Uma frase que certamente não ouviremos mais – junto com “Madame, sua liteira chegou” e “Quem é o center-forward do scratch?” – é “Trabalhadores do mundo, uni-vos”. Os trabalhadores do mundo sofrem com a grande perversidade da globalização, que abriu as fronteiras nacionais para empregadores atrás de mão-de-obra barata e desregularizada, mas não para eles. Trabalhadores do mundo rico são prisioneiros das suas vantagens, e, por ganharem muito, não podem competir com os trabalhadores do mundo pobre, que, por sua vez, não podem ser solidários com suas reivindicações de tarifas altas para proteger seus empregos, pois perderiam os seus. Nenhuma solidariedade é possível num mundo em que o capital vai atrás do lucro onde quer que este vá, e o único internacionalismo permitido ao trabalho é esse tráfego tétrico de empregos exportados cruzando com desemprego importado.
Economistas neoclássicos dizem que o exercício continuado do livre comércio dará razão ao clássico David Ricardo, que, no século XVIII, teorizou que estados nacionais, explorando suas respectivas vantagens em recursos naturais, em capacidade industrial e em mão-de-obra, acabariam se complementando e todos ganhariam com isto, inclusive os trabalhadores, no melhor de todos os modelos econômicos possíveis. Mas num recente artigo para o Herald Tribune, William Pfaff lembrou que o “Ricardão” tinha outra teoria, que chamava de “a lei férrea dos salários”. Para Ricardo, mesmo no melhor dos mundos teóricos, os salários tenderiam a se estabilizar ao nível da subsistência mínima, já que o trabalho é um recurso universalmente disponível e infinitamente substituível.
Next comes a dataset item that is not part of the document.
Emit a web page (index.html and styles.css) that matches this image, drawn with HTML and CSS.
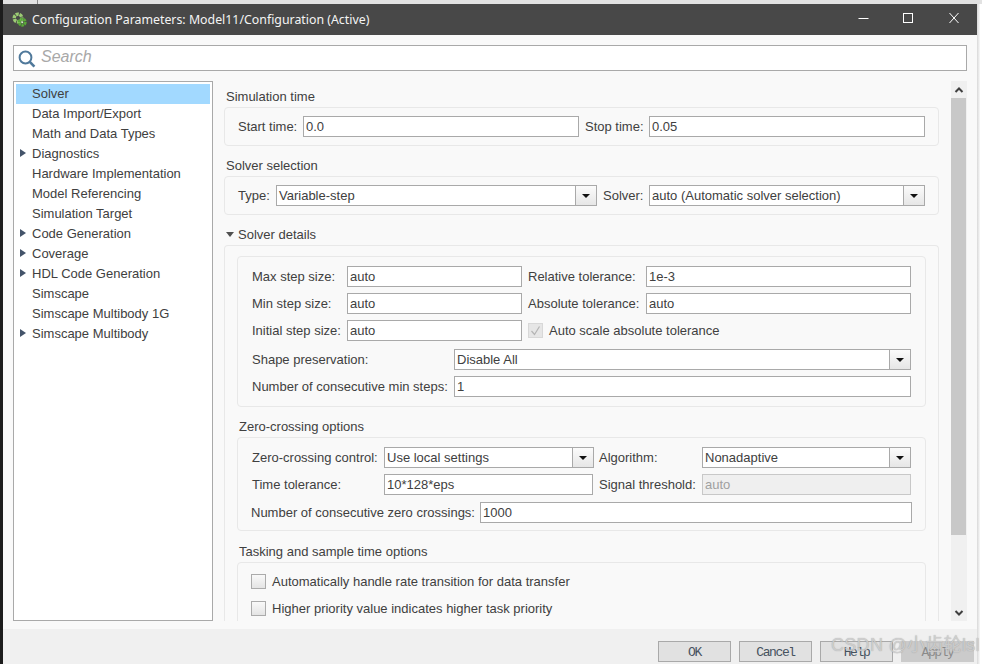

A organização do trabalho a partir do século XIX e o crescimento dos sindicatos pareciam desmentir o fatalismo de Ricardo, pois os trabalhadores, aos poucos, deixaram de ser o lado indefeso do modelo ideal. A legislação social, em maior ou menor grau, nos países industrializados – ou em países como o Brasil, em que a legislação precedeu a industrialização –, inviabilizava a teoria de Ricardo, pelo menos teoricamente, e retirava as condições para a confirmação de sua lei férrea. Segundo Pfaff, a globalização está restaurando essas condições. O trabalho organizado está perdendo a sua força até em países como a França e a Alemanha, onde sindicatos e movimentos sociais sempre tiveram grande participação política, e a receita para “responsabilidade” econômica aqui no quintal passa pela flexibilização de leis trabalhistas e de outros eufemismos para roubar do trabalho o seu poder de barganha. Trabalhadores do mundo inteiro, hoje incapazes de se unir, só têm a perder uns 200 anos de luta, mais ou menos. Para Pfaff, o pensamento de David Ricardo estava tristemente certo, foi apenas um pouco prematuro.